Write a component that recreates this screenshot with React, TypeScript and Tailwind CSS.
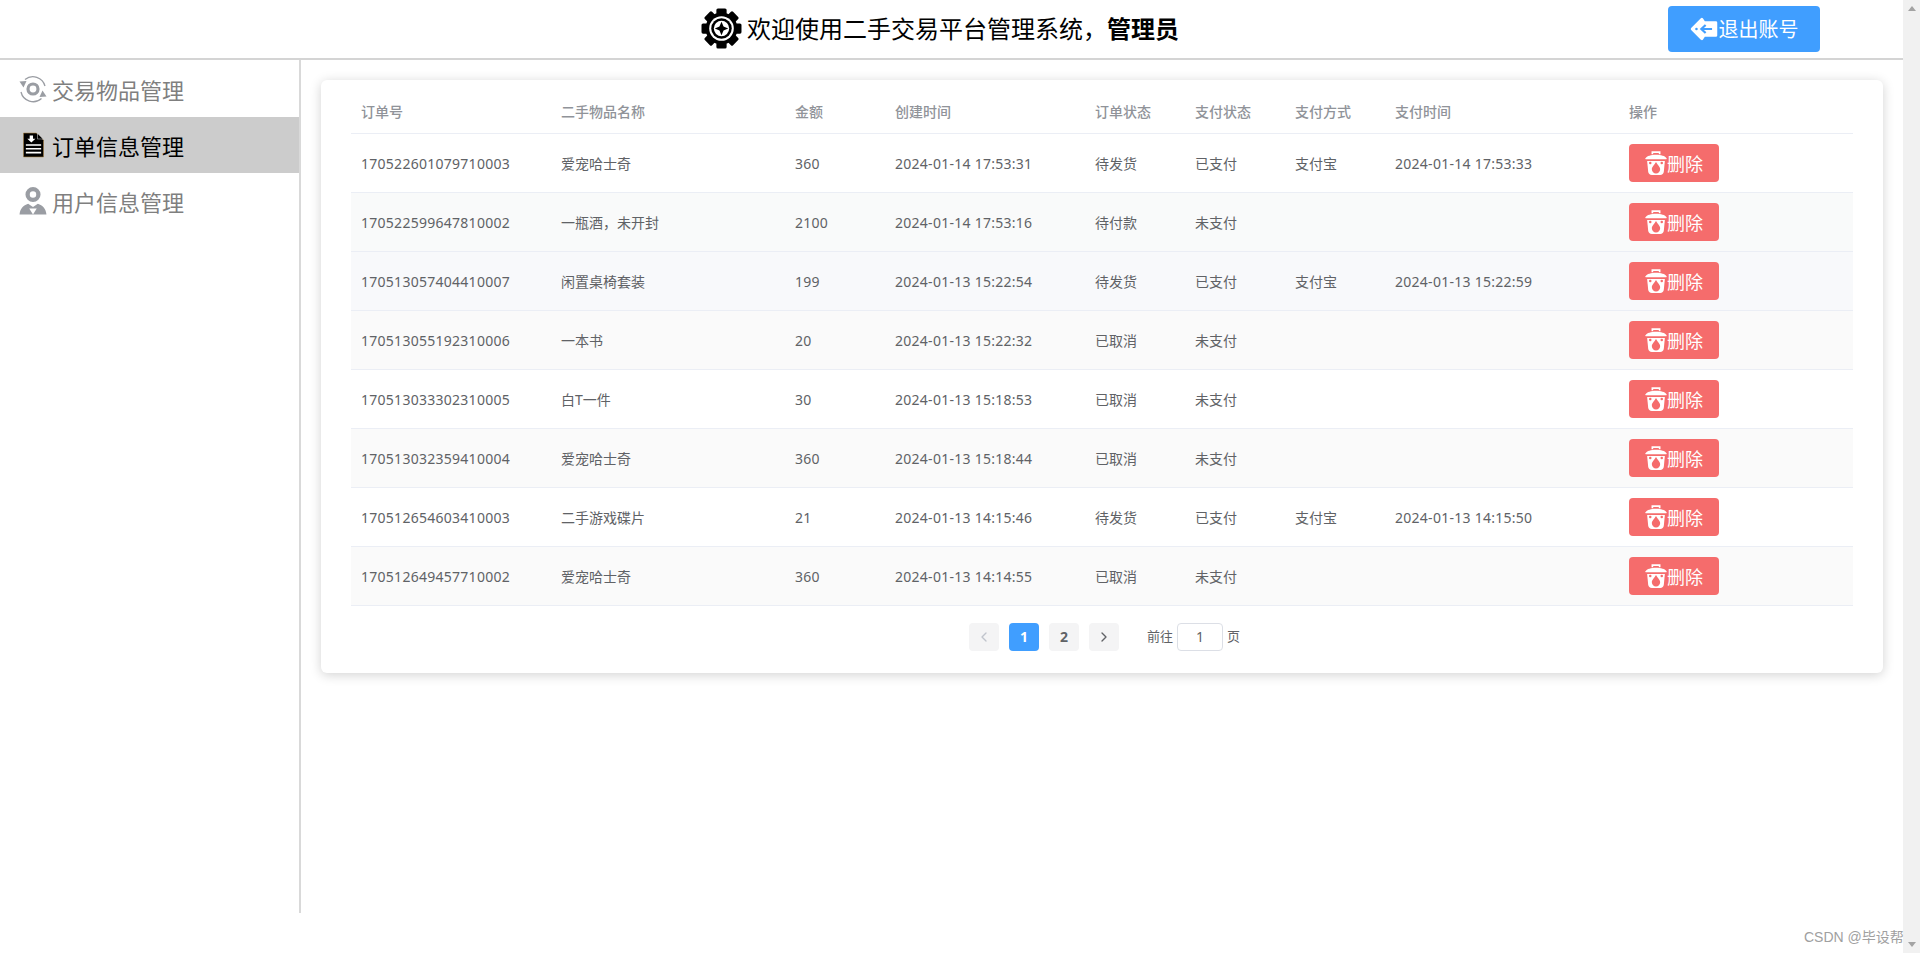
────────────────────────────────────────
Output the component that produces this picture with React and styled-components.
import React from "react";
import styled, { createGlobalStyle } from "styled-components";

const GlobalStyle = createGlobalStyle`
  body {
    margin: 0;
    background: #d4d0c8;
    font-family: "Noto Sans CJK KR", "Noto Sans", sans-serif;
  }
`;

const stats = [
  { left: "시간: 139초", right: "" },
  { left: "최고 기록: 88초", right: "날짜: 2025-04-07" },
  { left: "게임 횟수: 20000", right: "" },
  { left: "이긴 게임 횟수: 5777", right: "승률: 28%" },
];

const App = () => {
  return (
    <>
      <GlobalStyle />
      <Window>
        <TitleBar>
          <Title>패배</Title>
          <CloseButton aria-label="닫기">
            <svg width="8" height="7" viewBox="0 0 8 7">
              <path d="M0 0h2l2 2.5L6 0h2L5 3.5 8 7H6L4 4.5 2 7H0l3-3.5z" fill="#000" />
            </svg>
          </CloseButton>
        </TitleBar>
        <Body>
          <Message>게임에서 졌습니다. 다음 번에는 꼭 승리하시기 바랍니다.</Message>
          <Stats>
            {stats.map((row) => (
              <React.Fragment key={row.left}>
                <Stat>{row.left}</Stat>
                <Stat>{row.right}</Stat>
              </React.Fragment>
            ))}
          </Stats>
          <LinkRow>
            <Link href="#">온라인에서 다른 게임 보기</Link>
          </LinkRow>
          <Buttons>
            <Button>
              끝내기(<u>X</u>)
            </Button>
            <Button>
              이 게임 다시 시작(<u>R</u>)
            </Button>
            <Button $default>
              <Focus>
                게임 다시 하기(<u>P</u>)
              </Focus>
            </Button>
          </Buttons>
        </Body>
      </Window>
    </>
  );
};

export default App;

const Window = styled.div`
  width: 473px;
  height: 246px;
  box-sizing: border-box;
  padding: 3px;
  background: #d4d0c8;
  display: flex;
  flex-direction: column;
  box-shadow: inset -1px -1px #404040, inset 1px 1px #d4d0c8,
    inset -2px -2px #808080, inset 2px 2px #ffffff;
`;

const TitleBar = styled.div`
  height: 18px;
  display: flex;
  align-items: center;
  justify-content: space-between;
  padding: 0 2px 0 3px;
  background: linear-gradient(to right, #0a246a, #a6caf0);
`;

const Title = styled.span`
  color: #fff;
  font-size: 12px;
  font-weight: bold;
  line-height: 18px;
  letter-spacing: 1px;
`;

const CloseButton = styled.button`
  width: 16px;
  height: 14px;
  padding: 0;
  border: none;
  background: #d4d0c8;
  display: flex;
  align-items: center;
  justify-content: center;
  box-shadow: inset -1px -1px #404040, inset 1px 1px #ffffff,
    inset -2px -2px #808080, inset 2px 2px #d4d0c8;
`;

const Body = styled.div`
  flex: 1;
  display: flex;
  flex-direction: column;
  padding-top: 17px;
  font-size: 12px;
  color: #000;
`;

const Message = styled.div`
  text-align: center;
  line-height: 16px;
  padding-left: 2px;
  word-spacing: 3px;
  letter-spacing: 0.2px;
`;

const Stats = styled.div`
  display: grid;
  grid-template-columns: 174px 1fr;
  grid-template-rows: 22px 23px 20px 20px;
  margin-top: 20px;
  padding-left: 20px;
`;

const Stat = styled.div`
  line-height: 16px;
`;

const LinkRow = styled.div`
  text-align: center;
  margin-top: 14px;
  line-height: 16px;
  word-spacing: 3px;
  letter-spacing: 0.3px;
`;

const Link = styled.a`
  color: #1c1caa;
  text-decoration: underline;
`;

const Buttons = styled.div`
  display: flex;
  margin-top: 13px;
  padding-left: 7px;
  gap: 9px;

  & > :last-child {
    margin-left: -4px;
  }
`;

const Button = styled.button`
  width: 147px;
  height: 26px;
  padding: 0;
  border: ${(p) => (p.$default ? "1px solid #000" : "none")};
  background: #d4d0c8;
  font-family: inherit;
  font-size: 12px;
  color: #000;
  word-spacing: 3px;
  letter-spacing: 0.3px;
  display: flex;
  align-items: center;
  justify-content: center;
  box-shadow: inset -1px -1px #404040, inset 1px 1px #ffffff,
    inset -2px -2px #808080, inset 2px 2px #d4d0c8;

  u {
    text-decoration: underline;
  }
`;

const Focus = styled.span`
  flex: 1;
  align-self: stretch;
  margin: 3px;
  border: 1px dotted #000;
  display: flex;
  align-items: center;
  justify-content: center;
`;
────────────────────────────────────────
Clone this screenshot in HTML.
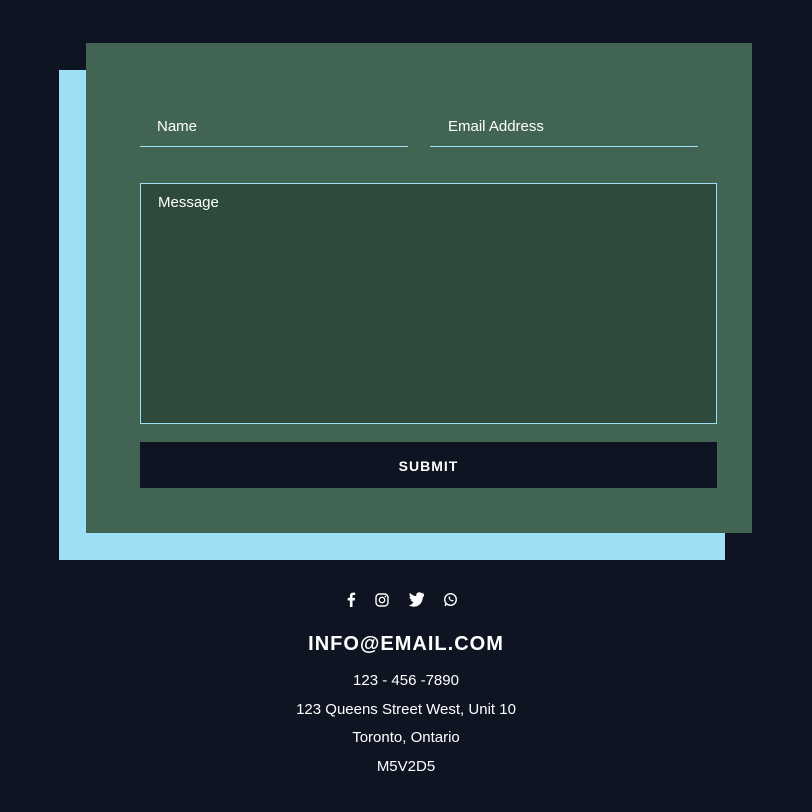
────────────────────────────────────────
_Task directions_: Among the entries above, how many lines hold the string "this"? Give the number by itself.

_Output of the exercise_: 3